=== Material to process ===

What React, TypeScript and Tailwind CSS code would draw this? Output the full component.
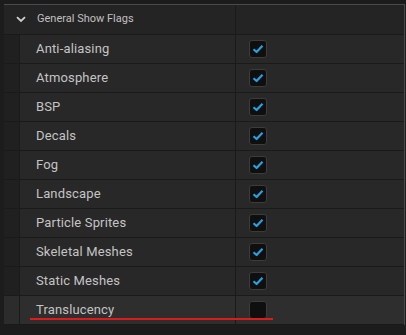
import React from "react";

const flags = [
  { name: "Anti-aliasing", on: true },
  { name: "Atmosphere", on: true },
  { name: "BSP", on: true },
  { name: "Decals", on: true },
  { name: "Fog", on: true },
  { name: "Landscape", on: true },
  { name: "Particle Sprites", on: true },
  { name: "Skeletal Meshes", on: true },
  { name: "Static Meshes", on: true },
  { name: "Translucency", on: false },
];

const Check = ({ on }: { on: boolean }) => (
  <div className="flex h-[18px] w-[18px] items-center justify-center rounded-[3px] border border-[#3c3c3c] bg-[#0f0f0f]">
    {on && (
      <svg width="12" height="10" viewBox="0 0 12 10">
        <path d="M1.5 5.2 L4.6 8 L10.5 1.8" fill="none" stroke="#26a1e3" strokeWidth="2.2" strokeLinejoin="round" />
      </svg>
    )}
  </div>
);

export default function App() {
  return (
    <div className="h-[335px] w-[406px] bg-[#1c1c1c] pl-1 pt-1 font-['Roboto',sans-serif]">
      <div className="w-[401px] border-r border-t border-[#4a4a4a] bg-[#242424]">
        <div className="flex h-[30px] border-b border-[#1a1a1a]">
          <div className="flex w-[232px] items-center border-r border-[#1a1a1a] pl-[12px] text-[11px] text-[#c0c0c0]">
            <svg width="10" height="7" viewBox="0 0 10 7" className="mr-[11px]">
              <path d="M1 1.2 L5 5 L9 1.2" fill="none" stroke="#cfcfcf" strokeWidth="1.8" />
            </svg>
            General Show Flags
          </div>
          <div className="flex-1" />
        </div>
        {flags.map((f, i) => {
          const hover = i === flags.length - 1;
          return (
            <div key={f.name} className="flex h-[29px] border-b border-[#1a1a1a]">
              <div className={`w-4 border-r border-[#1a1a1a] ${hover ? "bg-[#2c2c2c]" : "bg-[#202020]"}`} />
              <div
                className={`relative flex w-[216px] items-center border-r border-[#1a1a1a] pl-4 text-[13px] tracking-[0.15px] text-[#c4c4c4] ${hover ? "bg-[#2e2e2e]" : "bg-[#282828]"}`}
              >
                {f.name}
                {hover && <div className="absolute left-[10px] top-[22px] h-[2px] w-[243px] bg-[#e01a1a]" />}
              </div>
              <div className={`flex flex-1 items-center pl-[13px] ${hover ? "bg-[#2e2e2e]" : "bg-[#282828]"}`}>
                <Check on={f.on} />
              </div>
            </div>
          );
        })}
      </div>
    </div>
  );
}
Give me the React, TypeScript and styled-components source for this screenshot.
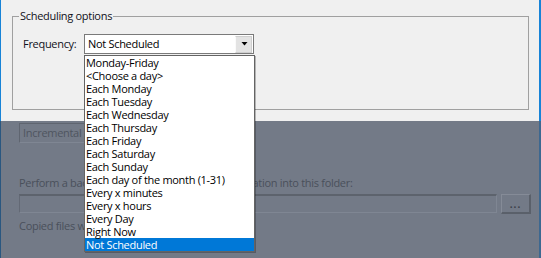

===

_Task to complete_
Reproduce all of the data exactly; the pictures do not belong in the copy.

_Exercise output_
What React, TypeScript and Tailwind CSS code would draw this? Output the full component.
import React from "react";

const flags = [
  { name: "Anti-aliasing", on: true },
  { name: "Atmosphere", on: true },
  { name: "BSP", on: true },
  { name: "Decals", on: true },
  { name: "Fog", on: true },
  { name: "Landscape", on: true },
  { name: "Particle Sprites", on: true },
  { name: "Skeletal Meshes", on: true },
  { name: "Static Meshes", on: true },
  { name: "Translucency", on: false },
];

const Check = ({ on }: { on: boolean }) => (
  <div className="flex h-[18px] w-[18px] items-center justify-center rounded-[3px] border border-[#3c3c3c] bg-[#0f0f0f]">
    {on && (
      <svg width="12" height="10" viewBox="0 0 12 10">
        <path d="M1.5 5.2 L4.6 8 L10.5 1.8" fill="none" stroke="#26a1e3" strokeWidth="2.2" strokeLinejoin="round" />
      </svg>
    )}
  </div>
);

export default function App() {
  return (
    <div className="h-[335px] w-[406px] bg-[#1c1c1c] pl-1 pt-1 font-['Roboto',sans-serif]">
      <div className="w-[401px] border-r border-t border-[#4a4a4a] bg-[#242424]">
        <div className="flex h-[30px] border-b border-[#1a1a1a]">
          <div className="flex w-[232px] items-center border-r border-[#1a1a1a] pl-[12px] text-[11px] text-[#c0c0c0]">
            <svg width="10" height="7" viewBox="0 0 10 7" className="mr-[11px]">
              <path d="M1 1.2 L5 5 L9 1.2" fill="none" stroke="#cfcfcf" strokeWidth="1.8" />
            </svg>
            General Show Flags
          </div>
          <div className="flex-1" />
        </div>
        {flags.map((f, i) => {
          const hover = i === flags.length - 1;
          return (
            <div key={f.name} className="flex h-[29px] border-b border-[#1a1a1a]">
              <div className={`w-4 border-r border-[#1a1a1a] ${hover ? "bg-[#2c2c2c]" : "bg-[#202020]"}`} />
              <div
                className={`relative flex w-[216px] items-center border-r border-[#1a1a1a] pl-4 text-[13px] tracking-[0.15px] text-[#c4c4c4] ${hover ? "bg-[#2e2e2e]" : "bg-[#282828]"}`}
              >
                {f.name}
                {hover && <div className="absolute left-[10px] top-[22px] h-[2px] w-[243px] bg-[#e01a1a]" />}
              </div>
              <div className={`flex flex-1 items-center pl-[13px] ${hover ? "bg-[#2e2e2e]" : "bg-[#282828]"}`}>
                <Check on={f.on} />
              </div>
            </div>
          );
        })}
      </div>
    </div>
  );
}
Give me the React, TypeScript and styled-components source for this screenshot.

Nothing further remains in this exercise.